*DIRECTIVE*
Locate the string "index" in the listing below. Copy every line where it is found.

*SUPPLIED INFORMATION*

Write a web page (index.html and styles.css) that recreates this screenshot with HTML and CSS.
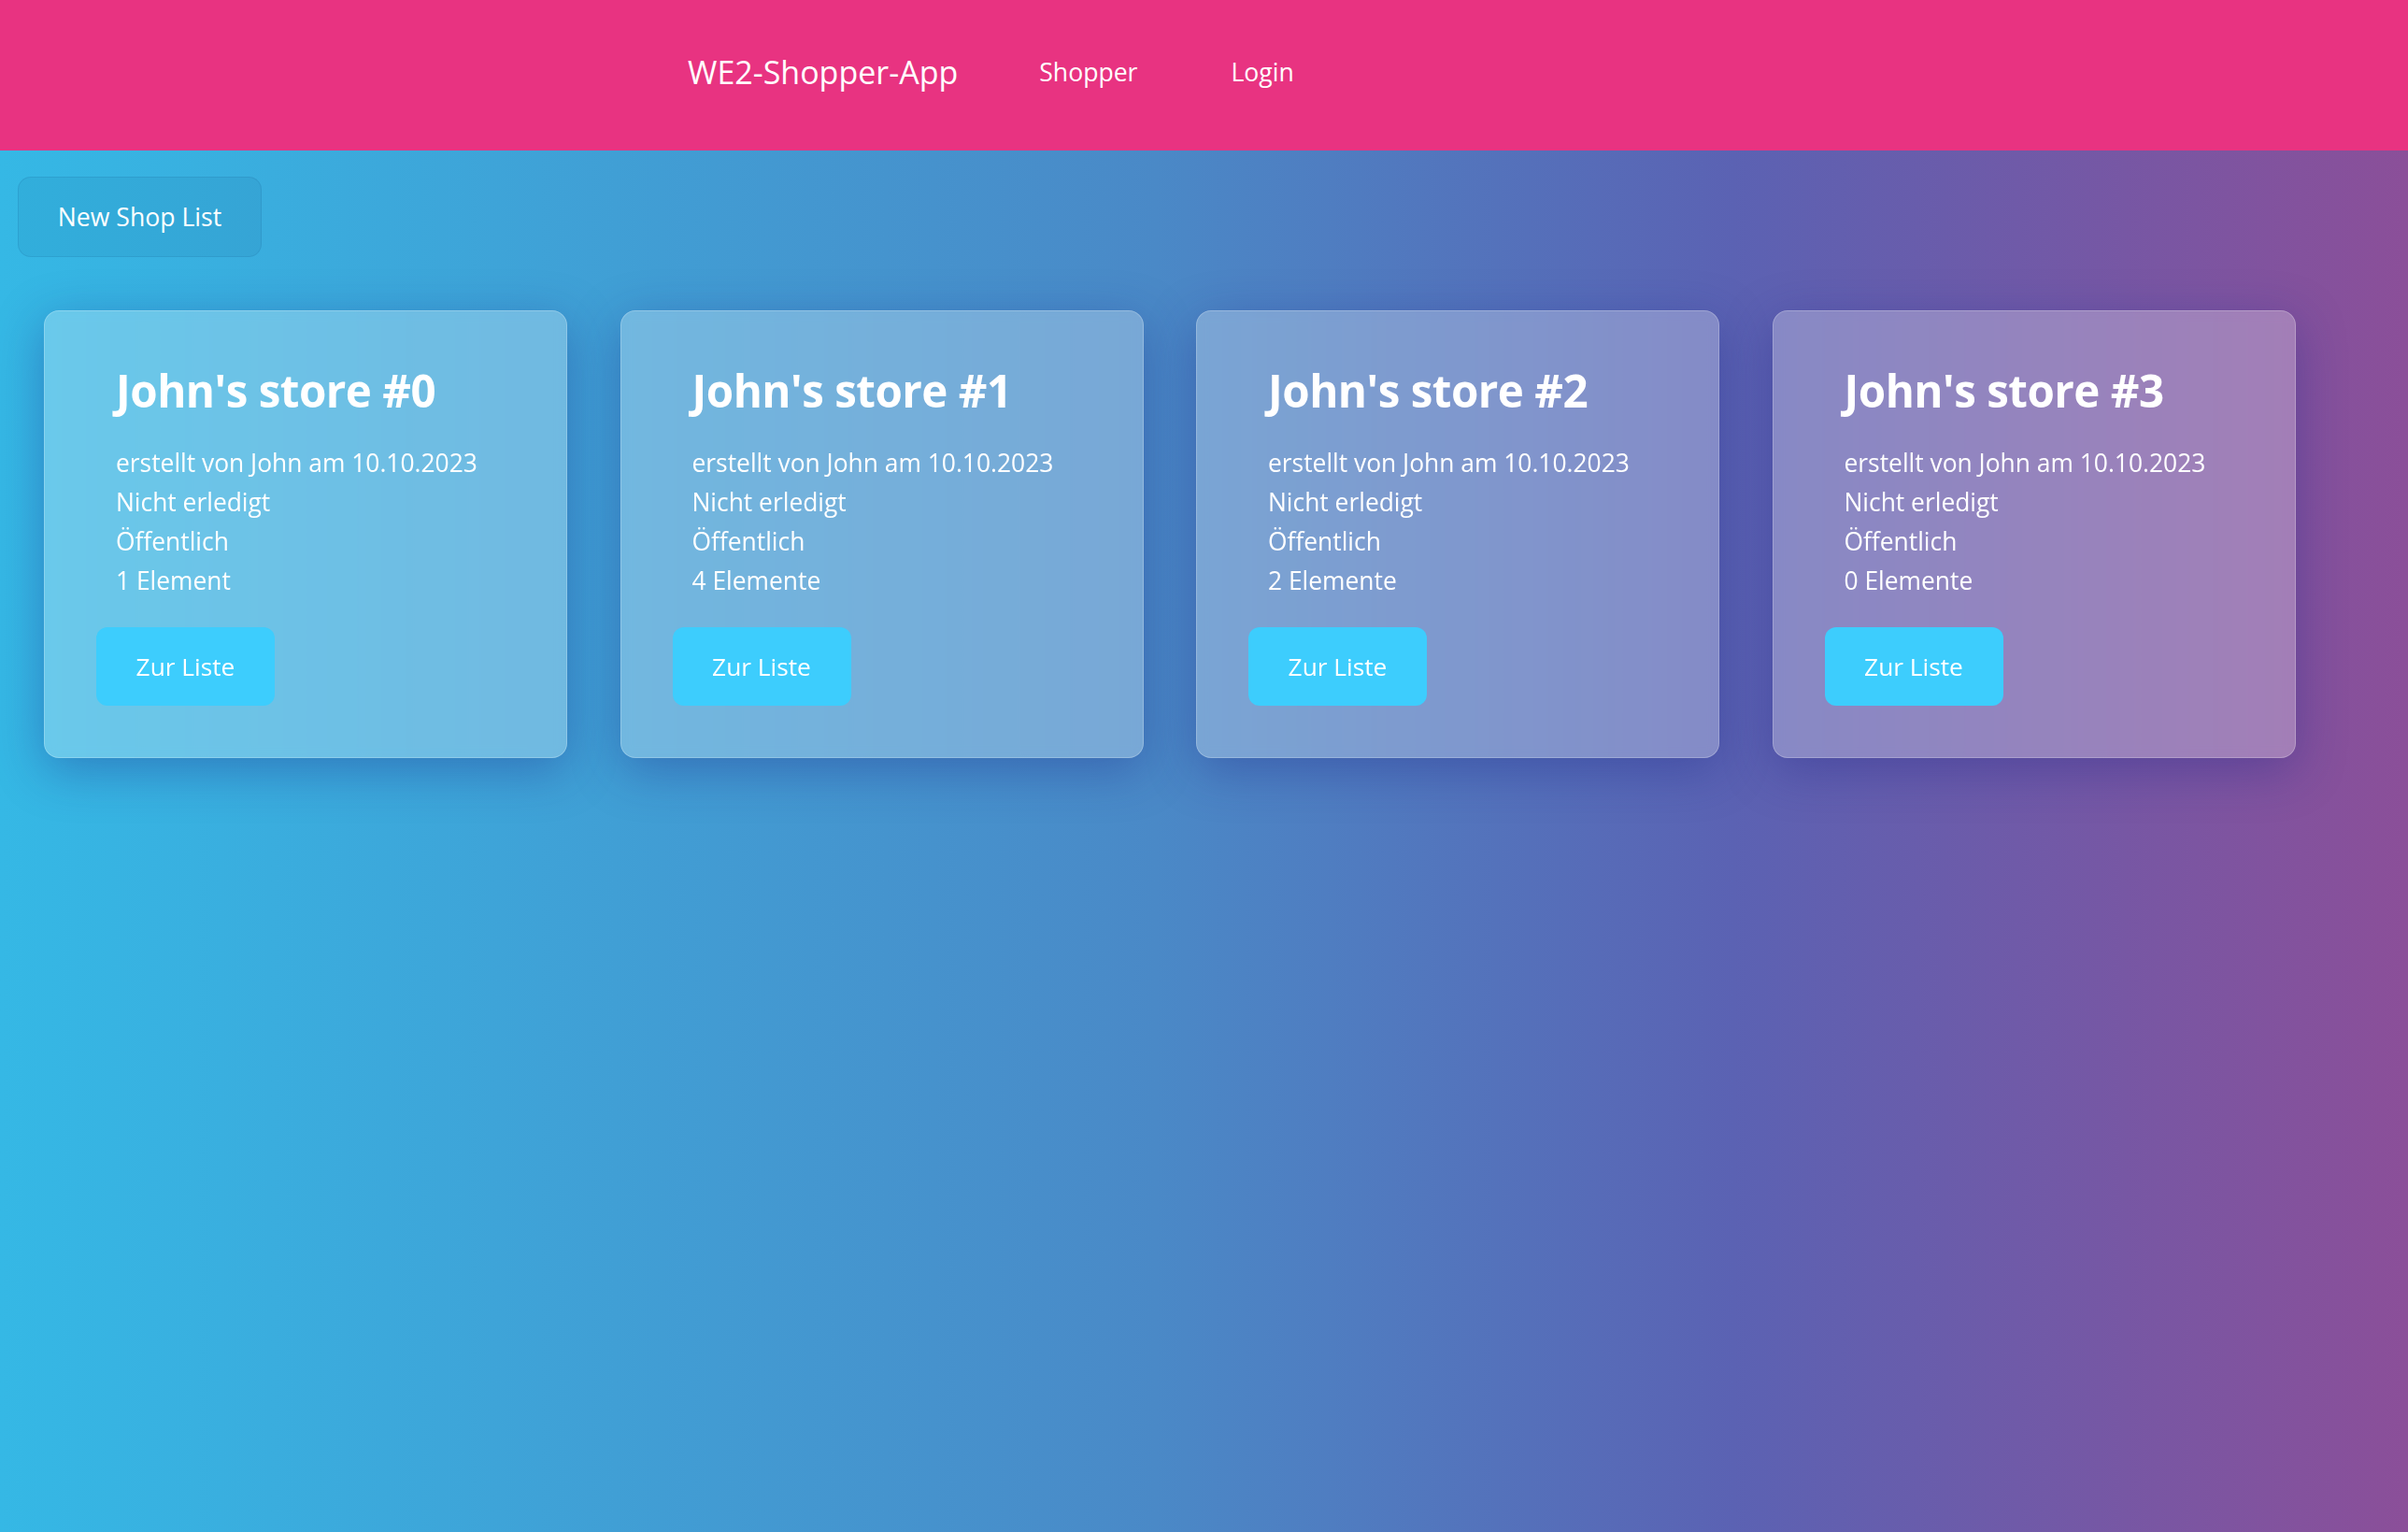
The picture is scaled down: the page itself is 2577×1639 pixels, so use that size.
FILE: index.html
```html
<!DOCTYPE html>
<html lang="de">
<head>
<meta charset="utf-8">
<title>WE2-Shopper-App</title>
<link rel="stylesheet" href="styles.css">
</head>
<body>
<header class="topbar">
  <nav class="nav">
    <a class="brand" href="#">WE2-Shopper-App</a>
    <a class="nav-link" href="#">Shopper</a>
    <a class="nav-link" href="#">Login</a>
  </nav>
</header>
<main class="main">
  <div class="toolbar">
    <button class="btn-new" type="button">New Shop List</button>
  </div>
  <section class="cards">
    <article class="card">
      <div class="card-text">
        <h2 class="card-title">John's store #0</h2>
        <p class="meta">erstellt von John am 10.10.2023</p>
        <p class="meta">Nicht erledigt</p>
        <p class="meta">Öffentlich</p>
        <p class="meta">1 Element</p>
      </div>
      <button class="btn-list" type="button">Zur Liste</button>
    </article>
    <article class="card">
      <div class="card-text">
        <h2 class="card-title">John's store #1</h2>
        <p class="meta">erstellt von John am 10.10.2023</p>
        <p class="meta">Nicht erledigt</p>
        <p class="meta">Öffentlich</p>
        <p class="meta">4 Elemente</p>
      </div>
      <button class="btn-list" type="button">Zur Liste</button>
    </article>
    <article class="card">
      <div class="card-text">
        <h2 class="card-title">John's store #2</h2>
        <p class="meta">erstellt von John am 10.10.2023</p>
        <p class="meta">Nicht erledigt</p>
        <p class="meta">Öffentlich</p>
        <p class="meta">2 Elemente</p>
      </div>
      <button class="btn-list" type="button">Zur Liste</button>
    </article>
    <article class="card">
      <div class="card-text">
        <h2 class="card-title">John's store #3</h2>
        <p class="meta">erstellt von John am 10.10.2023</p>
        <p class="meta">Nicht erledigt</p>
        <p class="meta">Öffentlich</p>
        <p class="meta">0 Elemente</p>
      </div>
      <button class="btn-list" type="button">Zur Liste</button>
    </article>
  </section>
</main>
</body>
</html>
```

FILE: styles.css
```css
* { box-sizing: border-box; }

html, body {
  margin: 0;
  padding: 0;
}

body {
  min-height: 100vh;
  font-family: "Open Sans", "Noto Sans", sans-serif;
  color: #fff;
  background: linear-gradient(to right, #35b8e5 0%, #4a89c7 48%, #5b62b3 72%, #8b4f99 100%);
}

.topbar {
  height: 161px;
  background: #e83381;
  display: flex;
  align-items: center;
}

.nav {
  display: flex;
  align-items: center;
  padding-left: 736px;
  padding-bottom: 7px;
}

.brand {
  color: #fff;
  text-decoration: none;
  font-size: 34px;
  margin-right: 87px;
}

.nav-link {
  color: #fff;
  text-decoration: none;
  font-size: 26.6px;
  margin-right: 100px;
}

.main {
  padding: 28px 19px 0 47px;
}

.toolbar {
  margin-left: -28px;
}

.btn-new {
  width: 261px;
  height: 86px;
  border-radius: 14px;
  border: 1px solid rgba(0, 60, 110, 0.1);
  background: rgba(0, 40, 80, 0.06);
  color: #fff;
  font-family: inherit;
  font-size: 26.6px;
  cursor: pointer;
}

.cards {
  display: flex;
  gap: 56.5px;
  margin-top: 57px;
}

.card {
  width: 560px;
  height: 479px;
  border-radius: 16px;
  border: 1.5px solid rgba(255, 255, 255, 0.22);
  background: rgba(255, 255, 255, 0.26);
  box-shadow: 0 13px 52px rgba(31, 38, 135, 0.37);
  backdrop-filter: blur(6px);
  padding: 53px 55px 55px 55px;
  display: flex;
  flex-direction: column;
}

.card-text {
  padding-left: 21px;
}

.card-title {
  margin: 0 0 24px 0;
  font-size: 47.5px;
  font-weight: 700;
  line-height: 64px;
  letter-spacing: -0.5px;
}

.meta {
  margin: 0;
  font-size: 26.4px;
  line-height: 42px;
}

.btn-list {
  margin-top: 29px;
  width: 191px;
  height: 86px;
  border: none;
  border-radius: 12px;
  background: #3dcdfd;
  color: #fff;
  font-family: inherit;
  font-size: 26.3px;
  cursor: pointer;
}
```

*RESPONSE*
Write a web page (index.html and styles.css) that recreates this screenshot with HTML and CSS.
FILE: index.html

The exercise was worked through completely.